Surface decoration of amine-rich carbon nitride with iron nanoparticles for arsenite (As(III)) uptake: The evolution of the Fe-phases under ambient conditions.

Abstract A novel hybrid material (gC 3 N 4 -rFe) consisting of amine-rich graphitic carbon nitride (gC 3 N 4 ), decorated with reduced iron nanoparticles (rFe) is presented. XRD and TEM show that gC 3 N 4 -rFe bears aggregation-free Fe-nanoparticles (10 nm) uniformly dispersed over the gC 3 N 4 surface.
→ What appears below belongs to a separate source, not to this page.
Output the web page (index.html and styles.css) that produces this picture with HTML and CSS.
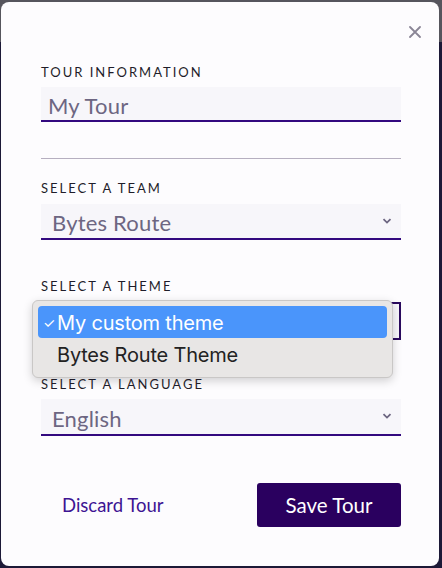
FILE: index.html
```html
<!DOCTYPE html>
<html lang="en">
<head>
    <meta charset="UTF-8">
    <meta name="viewport" content="width=device-width, initial-scale=1.0">
    <title>Tour Settings</title>
    <link rel="stylesheet" href="styles.css">
</head>
<body>

<div class="modal">
    <div class="modal-header">
        <button class="close-btn" aria-label="Close">
            <svg width="12" height="12" viewBox="0 0 12 12"><path d="M1 1L11 11M11 1L1 11" stroke="#8a8596" stroke-width="1.8" stroke-linecap="round"/></svg>
        </button>
    </div>

    <div class="field first">
        <label class="field-label">Tour information</label>
        <div class="input">My Tour</div>
    </div>

    <hr class="divider">

    <div class="field team">
        <label class="field-label">Select a team</label>
        <div class="select">
            <span>Bytes Route</span>
            <svg class="chevron" width="10" height="6" viewBox="0 0 10 6"><path d="M1.5 1.2L5 4.6L8.5 1.2" fill="none" stroke="#6c6580" stroke-width="1.8"/></svg>
        </div>
    </div>

    <div class="field theme">
        <label class="field-label">Select a theme</label>
        <!-- value hidden behind the open list -->
        <div class="select focused">
            <span></span>
            <svg class="chevron" width="10" height="6" viewBox="0 0 10 6"><path d="M1.5 1.2L5 4.6L8.5 1.2" fill="none" stroke="#333" stroke-width="1.8"/></svg>
        </div>
        <ul class="dropdown">
            <li class="option selected"><span class="check">&#10003;</span>My custom theme</li>
            <li class="option">Bytes Route Theme</li>
        </ul>
    </div>

    <div class="field language">
        <label class="field-label">Select a language</label>
        <div class="select">
            <span>English</span>
            <svg class="chevron" width="10" height="6" viewBox="0 0 10 6"><path d="M1.5 1.2L5 4.6L8.5 1.2" fill="none" stroke="#6c6580" stroke-width="1.8"/></svg>
        </div>
    </div>

    <div class="actions">
        <a class="discard" href="#">Discard Tour</a>
        <button class="save">Save Tour</button>
    </div>
</div>

</body>
</html>
```

FILE: styles.css
```css
body {
    margin: 0;
    padding: 0;
    height: 568px;
    overflow: hidden;
    font-family: Lato, "Open Sans", sans-serif;
    background: linear-gradient(#56555d 0, #56555d 42px, #1c1937 42px);
}
.modal {
    margin: 2px 3px 0 1px;
    height: 564px;
    box-sizing: border-box;
    padding: 0 38px 0 40px;
    background-color: #fdfcfe;
    border-radius: 8px;
}
.modal-header {
    height: 62px;
    display: flex;
    justify-content: flex-end;
    align-items: center;
    margin-right: -20px;
    padding-bottom: 2px;
    box-sizing: border-box;
}
.close-btn {
    border: none;
    background: none;
    padding: 0;
    width: 12px;
    height: 12px;
    display: flex;
    cursor: pointer;
}
.field {
    position: relative;
}
.field-label {
    display: block;
    height: 16px;
    line-height: 16px;
    font-size: 13px;
    letter-spacing: 2px;
    text-transform: uppercase;
    color: #1f1d2a;
}
.input, .select {
    box-sizing: border-box;
    background-color: #f7f6fa;
    border-bottom: 2px solid #33097f;
    color: #6d6682;
    font-size: 22px;
    letter-spacing: 0.2px;
    display: flex;
    align-items: center;
    padding-top: 3px;
}
.input {
    margin-top: 7px;
    height: 35px;
    padding-left: 7px;
}
.select {
    margin-top: 8px;
    height: 36px;
    padding-left: 11px;
    padding-right: 9px;
    justify-content: space-between;
}
.select .chevron {
    margin-top: -4px;
}
.select.focused {
    height: 38px;
    border: 2px solid #2a0a5e;
}
.divider {
    border: none;
    border-top: 1px solid #b6afc0;
    margin: 36px 0 0;
    height: 0;
}
.team {
    margin-top: 21px;
}
.theme {
    margin-top: 38px;
}
.language {
    margin-top: 36px;
}
.language .select {
    margin-top: 7px;
    height: 37px;
}
.dropdown {
    position: absolute;
    top: 22px;
    left: -9px;
    width: 361px;
    box-sizing: border-box;
    margin: 0;
    padding: 5px 5px 7px;
    list-style: none;
    background-color: #e8e6e5;
    border: 1px solid #c9c7c6;
    border-radius: 6px;
    box-shadow: 0 3px 10px rgba(0, 0, 0, 0.18);
    font-family: Inter, "Open Sans", sans-serif;
    font-size: 20px;
    color: #222;
}
.option {
    height: 32px;
    line-height: 34px;
    padding-left: 19px;
    border-radius: 4px;
    position: relative;
    letter-spacing: -0.2px;
}
.option.selected {
    background-color: #4a95fb;
    color: #fff;
}
.check {
    position: absolute;
    left: 5px;
    font-size: 14px;
}
.actions {
    margin-top: 47px;
    display: flex;
    justify-content: space-between;
    align-items: center;
}
.discard {
    margin-left: 21px;
    color: #3e1493;
    text-decoration: none;
    font-size: 18.5px;
}
.save {
    width: 144px;
    height: 44px;
    border: none;
    border-radius: 3px;
    background-color: #2a005f;
    color: #fff;
    font-family: Lato, sans-serif;
    font-size: 20.5px;
    cursor: pointer;
}
```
In contrast, non-supported iron nanoparticles are strongly aggregated, with non-uniform size distribution (20–100 nm). 57 Fe-Mossbauer spectroscopy, dual-mode electron paramagnetic resonance (EPR) and magnetization measurements, allow a detailed mapping of the evolution of the Fe-phases after exposure to ambient O 2 . The as-prepared gC 3 N 4 -rFe bears Fe 2+ and Fe° phases, however only after long exposure to ambient O 2 , a Fe-oxide layer is formed around the Fe° core. In this [Fe°/Fe-oxide] core-shell configuration, the gC 3 N 4 -rFe hybrid shows enhanced As III uptake capacity of 76.5 mg g −1 , i.e., ca 90% higher than the unmodified carbonaceous support, and 300% higher than the non-supported Fe-nanoparticles. gC 3 N 4 -rFe is a superior As III sorbent i.e., compared to its single counterparts or vs. graphite/graphite oxide or activated carbon analogues (11–36 mg g −1 ). The present results demonstrate that the gC 3 N 4 matrix is not simply a net that holds the particles, but rather an active component that determines particle formation dynamics and ultimately their redox profile, size and surface dispersion homogeneity.